The announcement of FDI in retail has stirred the political pot. The government faces stiff opposition with its allies threatening to withdraw support. In case, this policy is finally implemented, there is another important aspect for the companies to overcome. The way the policy is currently drafted, a retailer can set up stores only in those states which have agreed or will agree in the future to allow FDI in multi-brand retail.

Poor Infrastructure and Supply Chain Management

Apart from the political and regulatory scenario, infrastructure will play an important role in deciding how this sector will evolve and retailers will manage the supply chain. While the FDI regulation states that the retailer will have to invest a substantial amount in building the infrastructure, this will take time. Meanwhile, due to poor infrastructure, multiplicity of taxes, high cost of fuel, dependence largely on the road transportation, etc. logistics still remains a high percentage of the cost of a product, in certain cases going beyond 15 to 20%.

Opportunity

Retailers in India have been experimenting to arrive at a successful formula, but there is no ‘one size fits all’ strategy. The market is still undergoing a lot of changes, both from the regulatory as well as demand side. Following are some of the winning factors that players could focus on:

Innovation

During PwC’s 15th Annual Global CEO Survey, one of the questions posed to the CEOs in the R&C sector was as follows: To what extent do you anticipate changes at your company in any of the following areas over the next 12 months?  Nearly 73% indicated that the following two areas will change in the near-term:

• R&D and innovation capacity

• Technology investments

Digital Strategy

Going digital is not only about e-commerce but the way interaction will change in a few major areas including changing business models (e-commerce, e-payments and mobile transactions), employee and customer engagement and investment in technology.

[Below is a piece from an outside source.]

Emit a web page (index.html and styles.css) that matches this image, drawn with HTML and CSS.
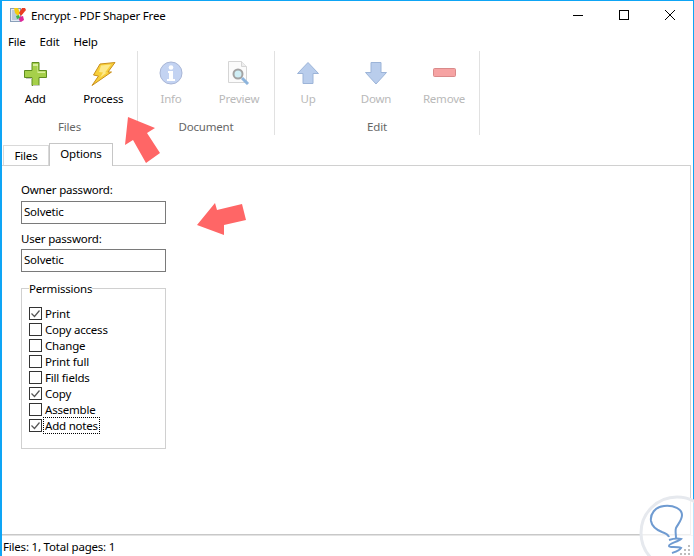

Customers are demanding an improved experience in terms of how to search, browse products and conduct transactions online. R&C organisations need to engage with customers differently, in terms of using a range of channels. However, the overall customer experience should be the same-smooth and seamless.

Social media is also becoming a popular tool for consumers to educate themselves about offerings, seek advice about products and compare brands. For retail companies it is important to define how social media can support sales activities throughout the various channels, especially e-commerce. Social media analytics is the focus area for retailers.

Customer-centric Approach

The retailer is no longer looking at product innovation at the merchandising level only but the entire store today is a product that needs to appeal to the customer. The following are factors that will make a difference:

• Experience design

• Digital change

• Analytical insights

Changing the Regulatory Scenario

Recently, the Indian government made the following two significant announcements that will go a long way in developing the Indian retail sector:

• Permitting foreign investment in multi-brand retail trading

• Simplifying the rules for single brand retail trading to make it more business-friendly

Threat

The retail sector is marred with many issues. The two most important threats are as follows:

Availability of land and real estate

Retail space and rentals are key considerations in multi-brand retail and getting a feasible rate in the desired location is important. There are retailers who have exited cities because of the high rentals that put more pressure on profitability.

Human Capital

With attrition still very high in the industry, human capital management continues to remain one of the top three agenda points for the retailer. The attrition in the industry can be anywhere between 20 and 25% in non-food and grocery business to as high as 60% in the food and grocery segment.

Thus, the Indian retail sector has its own set of strengths and opportunities. However, the challenge lies in overcoming the weaknesses and providing an environment that is conducive to the business, not only for the national players but also the foreign retailers.